- _The request_:
Seek out every line containing the word "this", and copy each.

- _Records supplied_:
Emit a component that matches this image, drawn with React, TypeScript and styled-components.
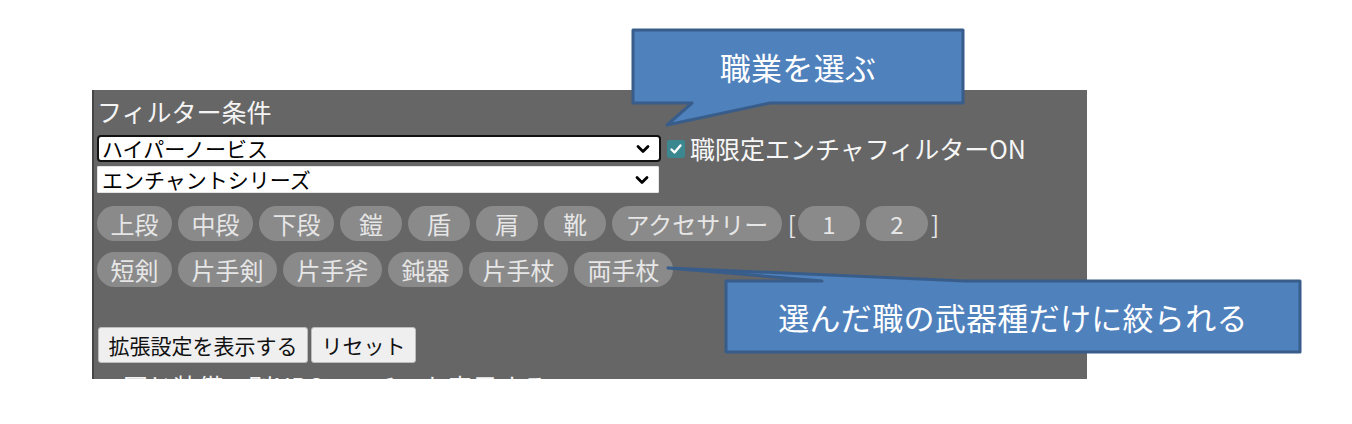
import styled, { createGlobalStyle } from "styled-components";

const GlobalStyle = createGlobalStyle`
  html, body {
    margin: 0;
    padding: 0;
    background: #fff;
  }
  body {
    font-family: "Noto Sans CJK JP", "Noto Sans", sans-serif;
  }
`;

const Page = styled.div`
  position: relative;
  width: 1352px;
  height: 424px;
  box-sizing: border-box;
  padding: 90px 0 0 92px;
  overflow: hidden;
`;

const Panel = styled.section`
  width: 995px;
  height: 289px;
  box-sizing: border-box;
  background: #666666;
  border-left: 2px solid #464646;
  padding: 6px 0 0 3px;
  overflow: hidden;
  color: #f2f2f2;
`;

const Title = styled.h2`
  margin: 0;
  font-size: 25px;
  font-weight: 400;
  line-height: 30px;
  color: #f4f4f4;
`;

const SelectStack = styled.div`
  display: flex;
  flex-direction: column;
  gap: 4px;
  margin-top: 9px;
`;

const SelectRow = styled.div`
  display: flex;
  align-items: center;
`;

const SelectBox = styled.div<{ $focused?: boolean }>`
  box-sizing: border-box;
  width: ${p => (p.$focused ? "564px" : "562px")};
  height: 27px;
  display: flex;
  align-items: center;
  justify-content: space-between;
  padding: 0 9px 0 ${p => (p.$focused ? "3px" : "4px")};
  background: #fff;
  border: ${p => (p.$focused ? "2px solid #111" : "1px solid #e4e4e4")};
  border-radius: ${p => (p.$focused ? "4px" : "1px")};
  font-size: 21px;
  line-height: 1;
  color: #000;
`;

const Chevron = () => (
  <svg width="14" height="10" viewBox="0 0 14 10">
    <path d="M2 2.5 L7 7.5 L12 2.5" fill="none" stroke="#000" strokeWidth="2.8" strokeLinecap="round" strokeLinejoin="round" />
  </svg>
);

const CheckBox = styled.span<{ $checked?: boolean }>`
  box-sizing: border-box;
  width: 18px;
  height: 18px;
  flex: none;
  display: inline-flex;
  align-items: center;
  justify-content: center;
  border-radius: 2px;
  background: ${p => (p.$checked ? "#3a8790" : "#fff")};
  border: ${p => (p.$checked ? "none" : "1px solid #767676")};
`;

const CheckMark = () => (
  <svg width="14" height="14" viewBox="0 0 14 14">
    <path d="M2.5 7.5 L5.5 10.5 L11.5 3.5" fill="none" stroke="#fff" strokeWidth="2.4" strokeLinecap="round" strokeLinejoin="round" />
  </svg>
);

const CheckLabel = styled.label`
  display: flex;
  align-items: center;
  gap: 5px;
  margin-left: 6px;
  font-size: 25px;
  line-height: 1;
  color: #f6f6f6;
`;

const PillRow = styled.div<{ $gapTop: number }>`
  display: flex;
  align-items: center;
  gap: 6px;
  margin-top: ${p => p.$gapTop}px;
`;

const Pill = styled.button`
  box-sizing: border-box;
  height: 35px;
  min-width: 62px;
  padding: 0 13.5px;
  display: inline-flex;
  align-items: center;
  justify-content: center;
  border: none;
  border-radius: 18px;
  background: #8a8a8a;
  color: #e6e6e6;
  font-family: inherit;
  font-size: 24px;
  line-height: 1;
`;

const Bracket = styled.span<{ $side: "open" | "close" }>`
  font-size: 24px;
  line-height: 1;
  color: #e8e8e8;
  margin-right: ${p => (p.$side === "open" ? "-4px" : "0")};
  margin-left: ${p => (p.$side === "close" ? "-3px" : "0")};
`;

const ButtonRow = styled.div`
  display: flex;
  gap: 3px;
  margin-top: 40px;
  padding-left: 1px;
`;

const ActionButton = styled.button`
  box-sizing: border-box;
  height: 36px;
  padding: 0 9.5px;
  background: #efefef;
  border: 1px solid #bdbdbd;
  border-radius: 3px;
  color: #111;
  font-family: inherit;
  font-size: 21px;
  line-height: 1;
`;

const OptionLine = styled.label`
  display: flex;
  align-items: flex-end;
  gap: 5px;
  margin-top: 8px;
  padding-left: 3px;
  font-size: 25px;
  line-height: 30px;
  color: #f4f4f4;
`;

const Callout = styled.div<{ $x: number; $y: number; $w: number; $h: number }>`
  position: absolute;
  left: ${p => p.$x}px;
  top: ${p => p.$y}px;
  width: ${p => p.$w}px;
  height: ${p => p.$h}px;
  display: flex;
  align-items: center;
  justify-content: center;
`;

const CalloutShape = styled.svg`
  position: absolute;
  left: 0;
  top: 0;
  overflow: visible;
`;

const CalloutText = styled.span`
  position: relative;
  font-size: 31px;
  line-height: 1;
  color: #fff;
  letter-spacing: 0.3px;
`;

const armorPills = ["上段", "中段", "下段", "鎧", "盾", "肩", "靴", "アクセサリー"];
const weaponPills = ["短剣", "片手剣", "片手斧", "鈍器", "片手杖", "両手杖"];

function App() {
  return (
    <>
      <GlobalStyle />
      <Page>
        <Panel>
          <Title>フィルター条件</Title>
          <SelectStack>
            <SelectRow>
              <SelectBox $focused>
                <span>ハイパーノービス</span>
                <Chevron />
              </SelectBox>
              <CheckLabel>
                <CheckBox $checked>
                  <CheckMark />
                </CheckBox>
                職限定エンチャフィルターON
              </CheckLabel>
            </SelectRow>
            <SelectBox>
              <span>エンチャントシリーズ</span>
              <Chevron />
            </SelectBox>
          </SelectStack>

          <PillRow $gapTop={13}>
            {armorPills.map(name => (
              <Pill key={name}>{name}</Pill>
            ))}
            <Bracket $side="open">[</Bracket>
            <Pill>1</Pill>
            <Pill>2</Pill>
            <Bracket $side="close">]</Bracket>
          </PillRow>
          <PillRow $gapTop={11}>
            {weaponPills.map(name => (
              <Pill key={name}>{name}</Pill>
            ))}
          </PillRow>

          <ButtonRow>
            <ActionButton>拡張設定を表示する</ActionButton>
            <ActionButton>リセット</ActionButton>
          </ButtonRow>

          <OptionLine>
            <CheckBox />
            同じ装備の別NPCエンチャも表示する
          </OptionLine>
        </Panel>

        <Callout $x={633} $y={30} $w={330} $h={73}>
          <CalloutShape width="330" height="73">
            <path
              d="M0 0 H330 V73 H137 L34 95 L59 73 H0 Z"
              fill="#4f81bd"
              stroke="#385d8a"
              strokeWidth="3"
              strokeLinejoin="round"
            />
          </CalloutShape>
          <CalloutText>職業を選ぶ</CalloutText>
        </Callout>

        <Callout $x={726} $y={281} $w={574} $h={71}>
          <CalloutShape width="574" height="71">
            <path
              d="M0 0 H96 L-58 -13 L239 0 H574 V71 H0 Z"
              fill="#4f81bd"
              stroke="#385d8a"
              strokeWidth="3"
              strokeLinejoin="round"
            />
          </CalloutShape>
          <CalloutText>選んだ職の武器種だけに絞られる</CalloutText>
        </Callout>
      </Page>
    </>
  );
}

export default App;
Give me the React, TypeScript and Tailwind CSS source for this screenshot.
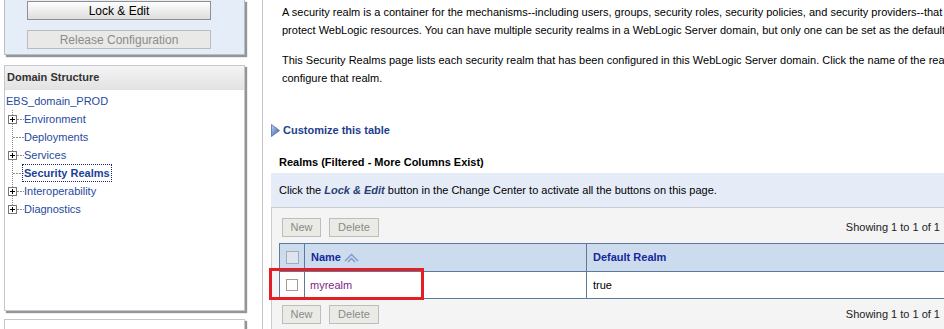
const treeItems = [
  { label: 'Environment', expandable: true },
  { label: 'Deployments', expandable: false },
  { label: 'Services', expandable: true },
  { label: 'Security Realms', expandable: false, active: true },
  { label: 'Interoperability', expandable: true },
  { label: 'Diagnostics', expandable: true },
]

function Connector({ expandable, last }: { expandable: boolean; last: boolean }) {
  return (
    <svg width="19" height="18" className="shrink-0">
      <line x1="7.5" y1="0" x2="7.5" y2={last ? 9 : 18} stroke="#8a8a8a" strokeDasharray="1 1" />
      <line x1={expandable ? 12 : 8} y1="9.5" x2="19" y2="9.5" stroke="#8a8a8a" strokeDasharray="2 1" />
      {expandable && (
        <>
          <rect x="3.5" y="5.5" width="8" height="8" fill="#fff" stroke="#777" />
          <line x1="5" y1="9.5" x2="10" y2="9.5" stroke="#000" />
          <line x1="7.5" y1="7" x2="7.5" y2="12" stroke="#000" />
        </>
      )}
    </svg>
  )
}

function GrayButton({ label, width }: { label: string; width: string }) {
  return (
    <div
      className={`${width} h-[19px] flex items-center justify-center border border-[#bdbdbd] bg-[#ebebe6] text-[#8a8a8a]`}
    >
      {label}
    </div>
  )
}

function Toolbar() {
  return (
    <div className="flex items-center h-[19px]">
      <div className="flex gap-[8px] ml-[3px]">
        <GrayButton label="New" width="w-[39px]" />
        <GrayButton label="Delete" width="w-[50px]" />
      </div>
      <span className="ml-auto mr-[4px] text-[#222]">Showing 1 to 1 of 1</span>
    </div>
  )
}

export default function App() {
  return (
    <div className="w-[944px] h-[329px] overflow-hidden bg-white flex font-['Liberation_Sans',Arial,sans-serif] text-[11px] text-black">
      {/* left column */}
      <aside className="w-[263px] shrink-0 border-r border-[#c4c4c4]">
        <div className="ml-[4px] w-[241px] h-[55px] bg-[#e5edf9] border-l border-b border-r border-[#b8bec8] shadow-[2px_2px_1px_#959595] pt-[1px]">
          <div className="ml-[22px] w-[184px] h-[19px] flex items-center justify-center border border-[#8f8f8f] bg-gradient-to-b from-[#fefefe] to-[#dedede] text-[12px] text-black">
            Lock &amp; Edit
          </div>
          <div className="ml-[22px] mt-[10px] w-[184px] h-[19px] flex items-center justify-center border border-[#bcbcbc] bg-[#e9e9e7] text-[12px] text-[#8c8c8c]">
            Release Configuration
          </div>
        </div>

        <div className="ml-[4px] mt-[10px] w-[241px] h-[246px] bg-white border border-[#c4c8ce] shadow-[2px_2px_1px_#959595]">
          <div className="h-[24px] flex items-center pl-[2px] bg-gradient-to-b from-[#f4f4f4] to-[#e3e3e3] border-b border-[#e0e0e0] font-bold text-[#333]">
            Domain Structure
          </div>
          <div className="pt-[2px] text-[#1f4aa0]">
            <div className="h-[18px] leading-[18px] pl-[1px]">EBS_domain_PROD</div>
            {treeItems.map((item, i) => (
              <div key={item.label} className="h-[18px] flex items-center">
                <Connector expandable={item.expandable} last={i === treeItems.length - 1} />
                {item.active ? (
                  <span className="font-bold text-[#1a3f9a] outline outline-1 outline-dotted outline-[#1a2a6a] leading-[16px] px-[1px] -ml-[1px]">
                    {item.label}
                  </span>
                ) : (
                  <span>{item.label}</span>
                )}
              </div>
            ))}
          </div>
        </div>

        <div className="ml-[4px] mt-[8px] w-[241px] h-[20px] bg-white border border-[#c4c8ce] shadow-[2px_2px_1px_#959595]" />
      </aside>

      {/* content */}
      <main className="flex-1 min-w-0 overflow-hidden">
        <div className="pl-[19px] pt-[3px] leading-[18px] whitespace-nowrap">
          <p>
            A security realm is a container for the mechanisms--including users, groups, security roles, security policies, and security providers--that are used to
            <br />
            protect WebLogic resources. You can have multiple security realms in a WebLogic Server domain, but only one can be set as the default (active) realm.
          </p>
          <p className="mt-[12px]">
            This Security Realms page lists each security realm that has been configured in this WebLogic Server domain. Click the name of the realm to explore and
            <br />
            configure that realm.
          </p>
        </div>

        <div className="ml-[8px] mt-[34px] h-[18px] flex items-center gap-[3px]">
          <svg width="9" height="13" viewBox="0 0 9 13">
            <defs>
              <linearGradient id="tri" x1="0" y1="0" x2="1" y2="1">
                <stop offset="0" stopColor="#c4d4f0" />
                <stop offset="1" stopColor="#2f57a8" />
              </linearGradient>
            </defs>
            <polygon points="0.5,0.5 8.5,6.5 0.5,12.5" fill="url(#tri)" stroke="#4a6cb0" strokeWidth="0.8" />
          </svg>
          <span className="font-bold text-[#1d3e8e]">Customize this table</span>
        </div>

        <div className="ml-[16px] mt-[14px] h-[18px] leading-[18px] font-bold text-black">
          Realms (Filtered - More Columns Exist)
        </div>

        <div className="ml-[8px] mt-[2px] h-[34px] flex items-center pl-[8px] bg-[#e5ecf8] whitespace-nowrap text-black">
          Click the&nbsp;<b className="italic text-[#2a3f70]">Lock &amp; Edit</b>&nbsp;button in the Change Center to activate all the buttons on this page.
        </div>

        <div className="ml-[8px] h-[130px] bg-[#f4f4f4] border-t border-l border-[#c9ccd2] pl-[7px] pt-[10px]">
          <Toolbar />

          <div className="relative mt-[6px]">
            <div className="border-l border-[#5d7a9c]">
              <div className="h-[29px] flex border-y border-[#5d7a9c] bg-[#cddbee] font-bold text-[#13299b]">
                <div className="w-[25px] border-r border-[#5d7a9c] flex items-center">
                  <div className="ml-[6px] w-[13px] h-[13px] border border-[#a3abb8] bg-[#dfe5ee]" />
                </div>
                <div className="w-[282px] border-r border-[#5d7a9c] flex items-center pl-[6px] gap-[3px]">
                  Name
                  <svg width="15" height="10" viewBox="0 0 15 10">
                    <path d="M1 8 L7.5 1.5 L14 8" fill="none" stroke="#7d97c4" strokeWidth="1.3" />
                    <path d="M4 9 L7.5 5.5 L11 9" fill="none" stroke="#7d97c4" strokeWidth="1.3" />
                  </svg>
                </div>
                <div className="flex-1 flex items-center pl-[6px]">Default Realm</div>
              </div>
              <div className="h-[27px] flex border-b border-[#5d7a9c] bg-white">
                <div className="w-[25px] border-r border-[#5d7a9c] flex items-center">
                  <div className="ml-[6px] w-[12px] h-[12px] border border-[#a89c90] bg-white" />
                </div>
                <div className="w-[282px] border-r border-[#5d7a9c] flex items-center pl-[5px] text-[#7e1f86]">
                  myrealm
                </div>
                <div className="flex-1 flex items-center pl-[6px]">true</div>
              </div>
            </div>
            <div className="absolute left-[-10px] top-[25px] w-[155px] h-[32px] border-[3px] border-[#e31e24]" />
          </div>

          <div className="mt-[6px]">
            <Toolbar />
          </div>
        </div>
      </main>
    </div>
  )
}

- _Task result_:
Emit a component that matches this image, drawn with React, TypeScript and styled-components.
Give me the React, TypeScript and Tailwind CSS source for this screenshot.
            This Security Realms page lists each security realm that has been configured in this WebLogic Server domain. Click the name of the realm to explore and
          <span className="font-bold text-[#1d3e8e]">Customize this table</span>
          Click the&nbsp;<b className="italic text-[#2a3f70]">Lock &amp; Edit</b>&nbsp;button in the Change Center to activate all the buttons on this page.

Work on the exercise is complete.